During my 2nd visit to the islands I was lucky enough to meet a few women who gave me opportunities to teach. Thank you @Carolina and @Katherine I am immensely grateful. Unsurprisingly, a couple of classes a week were not enough to sustain living on this rather expensive paradise. Fortunately I still had savings to keep me going while I figured things out. So I decided to reach out to hostels, and the gym, to see if I could get more classes. I had to be persistent but it worked. I now teach 7 public yoga classes a week + occasional privates and 1 HIIT class as the gym. Many of my 1st classes were empty, but I saw them as opportunities for self-practice and tried my best to keep a positive attitude.
I also work at my boyfriend’s restaurants one or 2 days a week, and even did a few fun shifts selling tickets for the infamous Filthy Friday.

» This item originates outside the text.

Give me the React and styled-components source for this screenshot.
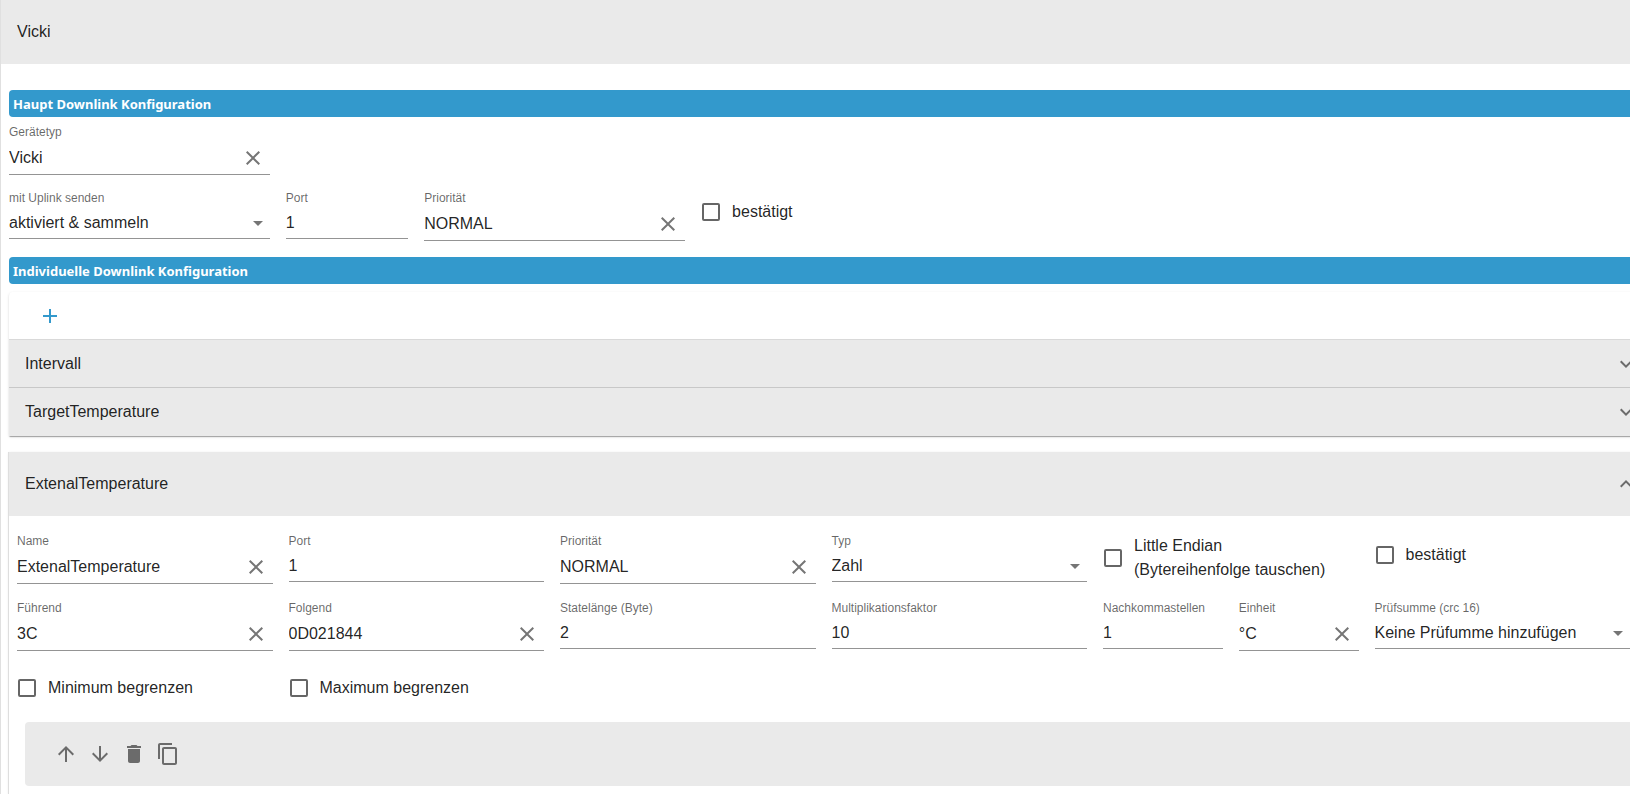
import React, { useId, useState } from "react";
import styled, { createGlobalStyle } from "styled-components";
import {
  MdAdd,
  MdArrowDownward,
  MdArrowDropDown,
  MdArrowUpward,
  MdClose,
  MdContentCopy,
  MdDelete,
  MdExpandLess,
  MdExpandMore,
} from "react-icons/md";

const GlobalStyle = createGlobalStyle`
  * {
    box-sizing: border-box;
  }
  body {
    margin: 0;
    background: white;
    color: rgba(0, 0, 0, 0.87);
    font-family: "Liberation Sans", Arial, sans-serif;
    font-size: 16px;
    line-height: 24px;
  }
  button, input, select {
    font: inherit;
    color: inherit;
  }
`;

const Page = styled.div`
  min-height: 100vh;
  overflow-x: clip;
  display: flex;
`;

/* the panel is wider than the window, its right edge is cut off */
const Panel = styled.main`
  flex: 1;
  min-width: 0;
  display: flex;
  flex-direction: column;
  border-left: 1px solid #e0e0e0;
`;

const PanelHeader = styled.header`
  height: 64px;
  padding: 0 16px;
  margin-right: -24px;
  display: flex;
  align-items: center;
  background-color: #eaeaea;
`;

const PanelBody = styled.div`
  flex: 1;
  margin: 26px -24px 0 8px;
  display: flex;
  flex-direction: column;
`;

const SectionTitle = styled.h2`
  margin: 0 0 8px;
  padding: 1px 4px 0;
  border-radius: 4px;
  background-color: #3399cc;
  color: white;
  font-family: "Noto Sans", "Open Sans", sans-serif;
  font-size: 13px;
  font-weight: bold;
  line-height: 26px;
`;

const Grid = styled.div`
  display: grid;
  grid-template-columns: repeat(12, minmax(0, 1fr));
  gap: 16px;
  align-items: start;
  margin-bottom: ${(props) => props.$bottom};
  margin-right: ${(props) => props.$right || "0"};
`;

const Cell = styled.div`
  grid-column: ${(props) => (props.$newRow ? "1 / " : "")} span
    ${(props) => props.$span};
`;

const Label = styled.label`
  display: block;
  margin-bottom: 2px;
  color: rgba(0, 0, 0, 0.6);
  font-size: 12px;
  line-height: 14px;
  white-space: nowrap;
`;

const InputRow = styled.div`
  position: relative;
  display: flex;
  align-items: center;
  height: ${(props) => (props.$tall ? "34px" : "32px")};
  padding-right: ${(props) => (props.$tall ? "5px" : "0")};
  border-bottom: 1px solid rgba(0, 0, 0, 0.42);
`;

const Input = styled.input`
  flex: 1;
  min-width: 0;
  height: 100%;
  padding: 0;
  border: 0;
  outline: 0;
  background: none;
`;

const Select = styled.select`
  appearance: none;
  width: 100%;
  height: 100%;
  padding: 0 24px 0 0;
  border: 0;
  outline: 0;
  background: none;
`;

const SelectArrow = styled(MdArrowDropDown)`
  position: absolute;
  right: 0;
  width: 24px;
  height: 24px;
  color: rgba(0, 0, 0, 0.54);
  pointer-events: none;
`;

const ClearButton = styled.button`
  display: flex;
  padding: 0;
  border: 0;
  background: none;
  color: rgba(0, 0, 0, 0.54);
  cursor: pointer;
`;

const CheckLabel = styled.label`
  display: flex;
  align-items: center;
  gap: 12px;
  min-height: 42px;
  padding-left: 1px;
  cursor: pointer;
`;

const Checkbox = styled.input`
  appearance: none;
  flex: none;
  width: 18px;
  height: 18px;
  margin: 0;
  border: 2px solid rgba(0, 0, 0, 0.6);
  border-radius: 2px;
  &:checked {
    border-color: #3399cc;
    background-color: #3399cc;
  }
`;

const Paper = styled.section`
  border-radius: 4px 4px 0 0;
  margin-bottom: 16px;
  background-color: white;
  box-shadow: 0 2px 1px -1px rgba(0, 0, 0, 0.2),
    0 1px 1px rgba(0, 0, 0, 0.14), 0 1px 3px rgba(0, 0, 0, 0.12);
`;

const OpenPaper = styled(Paper)`
  flex: 1;
  border-radius: 0;
  margin-bottom: 0;
  box-shadow: -1px 0 0 #dedede, 0 1px 3px rgba(0, 0, 0, 0.12);
`;

const AddBar = styled.div`
  height: 48px;
  padding: 0 24px;
  display: flex;
  align-items: center;
  border-bottom: 1px solid #d9d9d9;
`;

const IconButton = styled.button`
  display: flex;
  padding: 5px;
  border: 0;
  background: none;
  color: ${(props) => props.$color || "rgba(0, 0, 0, 0.54)"};
  cursor: pointer;
`;

const Summary = styled.button`
  width: 100%;
  height: ${(props) => (props.$open ? "64px" : "48px")};
  padding: 0 16px;
  display: flex;
  align-items: center;
  justify-content: space-between;
  border: 0;
  background-color: #eaeaea;
  text-align: left;
  cursor: pointer;
  &:not(:last-child) {
    border-bottom: ${(props) => (props.$open ? "0" : "1px solid #c8c8c8")};
  }
  svg {
    flex: none;
    color: rgba(0, 0, 0, 0.54);
  }
`;

const Details = styled.div`
  padding: 18px 8px 8px;
`;

const ActionBar = styled.div`
  height: 64px;
  margin: 0 8px;
  padding: 0 24px;
  display: flex;
  align-items: center;
  border-radius: 4px;
  background-color: #eaeaea;
`;

const TextField = ({ label, initial, span, clearable }) => {
  const id = useId();
  const [value, setValue] = useState(initial);
  return (
    <Cell $span={span}>
      <Label htmlFor={id}>{label}</Label>
      <InputRow $tall={clearable}>
        <Input
          id={id}
          type="text"
          value={value}
          onChange={(e) => setValue(e.target.value)}
        />
        {clearable && (
          <ClearButton
            type="button"
            aria-label={`${label} leeren`}
            onClick={() => setValue("")}
          >
            <MdClose size={24} />
          </ClearButton>
        )}
      </InputRow>
    </Cell>
  );
};

const SelectField = ({ label, option, span }) => {
  const id = useId();
  return (
    <Cell $span={span}>
      <Label htmlFor={id}>{label}</Label>
      <InputRow>
        <Select id={id}>
          <option>{option}</option>
        </Select>
        <SelectArrow />
      </InputRow>
    </Cell>
  );
};

const CheckField = ({ span, newRow, children }) => {
  return (
    <Cell $span={span} $newRow={newRow}>
      <CheckLabel>
        <Checkbox type="checkbox" />
        <span>{children}</span>
      </CheckLabel>
    </Cell>
  );
};

const App = () => {
  const [open, setOpen] = useState(true);
  return (
    <Page>
      <GlobalStyle />
      <Panel>
        <PanelHeader>Vicki</PanelHeader>
        <PanelBody>
          <SectionTitle>Haupt Downlink Konfiguration</SectionTitle>
          <Grid $bottom="16px">
            <TextField label="Gerätetyp" initial="Vicki" span={2} clearable />
          </Grid>
          <Grid $bottom="16px">
            <SelectField
              label="mit Uplink senden"
              option="aktiviert & sammeln"
              span={2}
            />
            <TextField label="Port" initial="1" span={1} />
            <TextField label="Priorität" initial="NORMAL" span={2} clearable />
            <CheckField span={2}>bestätigt</CheckField>
          </Grid>

          <SectionTitle>Individuelle Downlink Konfiguration</SectionTitle>
          <Paper>
            <AddBar>
              <IconButton type="button" aria-label="Hinzufügen" $color="#3399cc">
                <MdAdd size={24} />
              </IconButton>
            </AddBar>
            <Summary type="button">
              Intervall
              <MdExpandMore size={24} />
            </Summary>
            <Summary type="button">
              TargetTemperature
              <MdExpandMore size={24} />
            </Summary>
          </Paper>

          <OpenPaper>
            <Summary type="button" $open={open} onClick={() => setOpen(!open)}>
              ExtenalTemperature
              {open ? <MdExpandLess size={24} /> : <MdExpandMore size={24} />}
            </Summary>
            {open && (
              <Details>
                <Grid $bottom="17px" $right="16px">
                  <TextField
                    label="Name"
                    initial="ExtenalTemperature"
                    span={2}
                    clearable
                  />
                  <TextField label="Port" initial="1" span={2} />
                  <TextField
                    label="Priorität"
                    initial="NORMAL"
                    span={2}
                    clearable
                  />
                  <SelectField label="Typ" option="Zahl" span={2} />
                  <CheckField span={2}>
                    Little Endian
                    <br />
                    (Bytereihenfolge tauschen)
                  </CheckField>
                  <CheckField span={2}>bestätigt</CheckField>
                </Grid>
                <Grid $bottom="16px" $right="16px">
                  <TextField label="Führend" initial="3C" span={2} clearable />
                  <TextField
                    label="Folgend"
                    initial="0D021844"
                    span={2}
                    clearable
                  />
                  <TextField label="Statelänge (Byte)" initial="2" span={2} />
                  <TextField
                    label="Multiplikationsfaktor"
                    initial="10"
                    span={2}
                  />
                  <TextField label="Nachkommastellen" initial="1" span={1} />
                  <TextField label="Einheit" initial="°C" span={1} clearable />
                  <SelectField
                    label="Prüfsumme (crc 16)"
                    option="Keine Prüfumme hinzufügen"
                    span={2}
                  />
                </Grid>
                <Grid $bottom="13px" $right="16px">
                  <CheckField span={2}>Minimum begrenzen</CheckField>
                  <CheckField span={2}>Maximum begrenzen</CheckField>
                </Grid>
                <ActionBar>
                  <IconButton type="button" aria-label="Nach oben">
                    <MdArrowUpward size={24} />
                  </IconButton>
                  <IconButton type="button" aria-label="Nach unten">
                    <MdArrowDownward size={24} />
                  </IconButton>
                  <IconButton type="button" aria-label="Löschen">
                    <MdDelete size={24} />
                  </IconButton>
                  <IconButton type="button" aria-label="Kopieren">
                    <MdContentCopy size={24} />
                  </IconButton>
                </ActionBar>
              </Details>
            )}
          </OpenPaper>
        </PanelBody>
      </Panel>
    </Page>
  );
};

export default App;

What I’m trying to say is that it hasn’t been all straightforward from the start. I had to get myself out there. I had to face rejection (in its kindest form), and I still have to face fears regarding financial stability. But I’ve chosen this life of uncertainty and freedom. I get to spend more time doing the things that I love, living at a rhythm that feels more natural to me.
When people ask how long I plan on staying here my answer is always: ‘For as long as I am happy here.’ and luckily my boyfriend is also open to considering life elsewhere when the time is right.
I hope this helps anyone with dreams of changing their life. And remember, Dream Big! Our biggest obstacle is often our mind.